Deconstructing the Mechanics of Radical Engagement
Author: Alison Wyrick-Mendoza
I’ve never heard someone say, “Man, I wish there was another slide.”
Before reading on, watch a bit of this video.
As a former corporate executive, I have sat in countless boardrooms watching millions of dollars in salary get wasted as eyes glazed over during slide 43 of a quarterly review. As an actor, I have stood on stages and understood viscerally that connection is the only currency that matters.
Now, as a communications consultant, I operate at the intersection of those two realities.
This is why I am vocal about my disdain for the standard PowerPoint default, and why I developed Outlook Lab’s SLIDE DETOX exercise for my clients. We rely on slides as a crutch, forgetting that human connection is a biological process, not a typographic one.
A prime example of breaking this default is science writer John Bohannon’s TED talk, where he replaced his slide deck with the Black Label Movement dance troupe to explain complex scientific concepts.
It is easy to dismiss this as a "gimmick" or "TED theater." That would be a mistake.
If we strip away the artistry and analyze this solely from a technical communications perspective, Bohannon is executing a highly sophisticated hack of the audience’s cognitive processes. He isn't just entertaining; he is optimizing information transfer.
Here is a technical deconstruction of why the "kinetic deck" works, and the principles we must steal from it.
Weaponizing Pattern Interruption against Predictive Coding
The human brain is an efficiency engine designed for predictive coding. When an audience sees a projector screen light up in a meeting room, their brains unconsciously categorize the upcoming event as "low-threat, low-novelty." They begin to conserve metabolic energy. They zone out. They know the pattern: Header, Bullet, Bullet, Chart.

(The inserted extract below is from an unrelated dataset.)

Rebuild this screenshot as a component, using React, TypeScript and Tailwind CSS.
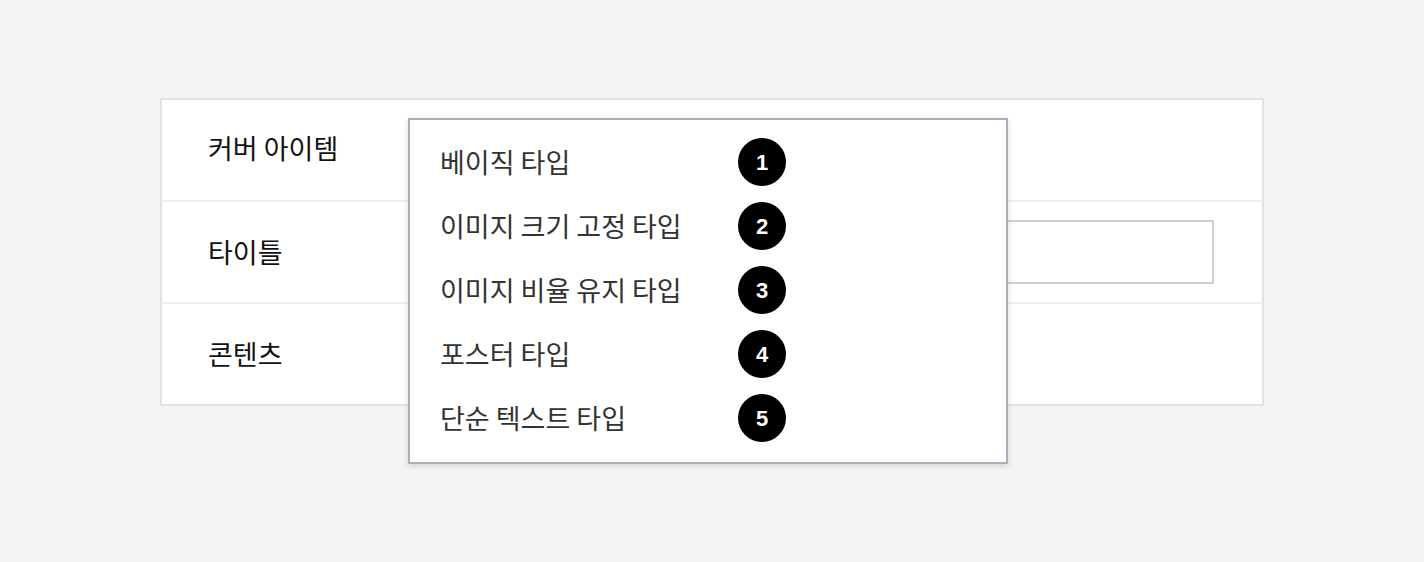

Bohannon utilizes a radical pattern interrupt. By introducing dancers into a lecture format, he shatters the brain’s predictive model. The amygdala signals a novelty event, forcing the prefrontal cortex into a state of heightened alertness. The audience cannot rely on their existing mental maps for a presentation, so they are forced to pay attention to build a new one.
You don't need dancers to do this, but you must disrupt the expected cadence of corporate communication if you want actual cognition to occur.
Leverage via Embodied Cognition
In both acting training and high-level communication theory, we study embodied cognition, which is the concept that many features of human cognition are shaped by aspects of the entire body.
Abstract concepts, particularly in science or complex business strategy (like "market fluidity," "organizational friction," or "accelerated growth"), are difficult for the brain to parse quickly when presented as static text. They are metaphorical concepts based on physical realities.
By using dancers to physicalize these metaphors, Bohannon taps into the audience’s mirror neuron system. When we watch a human body struggle against gravity or accelerate into a spin, parts of our own motor cortex fire sympathetically. We "feel" the data rather than just intellectually processing it. This creates a somatic anchor for the information, making retention significantly higher than decoding abstract symbols on a screen.
Mitigating the Split-Attention Effect
The greatest crime of the standard slide deck is its violation of Cognitive Load Theory, specifically the split-attention effect.
Humans possess limited working memory channels. When you present a text-heavy slide while speaking, you are forcing the audience’s auditory processor (listening to you) to compete with their visual processor (which is trying to "hear" the text on screen as they read it). The result is cognitive overload and a failure to encode either source effectively.
Bohannon’s dancers act as a "living infographic." Because they are purely visual/spatial—and not linguistic—they do not compete for the brain's phonological loop. The audience can listen to Bohannon’s complex verbal explanation while simultaneously processing the supporting visual movement without conflict.
The "Slide Detox" Imperative
The point of analyzing Bohannon isn't to suggest you bring interpretive dancers to your next Q3 earnings call. The point is to recognize that standard slide decks are often actively working against the biological realities of how humans process information.
In my SLIDE DETOX work, the goal is to strip away the crutches that allow speakers to be lazy communicators. When you remove the bullet points, you are forced to utilize the tools Bohannon mastered: narrative structure, physical presence, and kinetic energy.
Data doesn't speak for itself. It requires a human translator. If your translation tool—your slide deck—is creating static instead of clarity, it’s time to detox.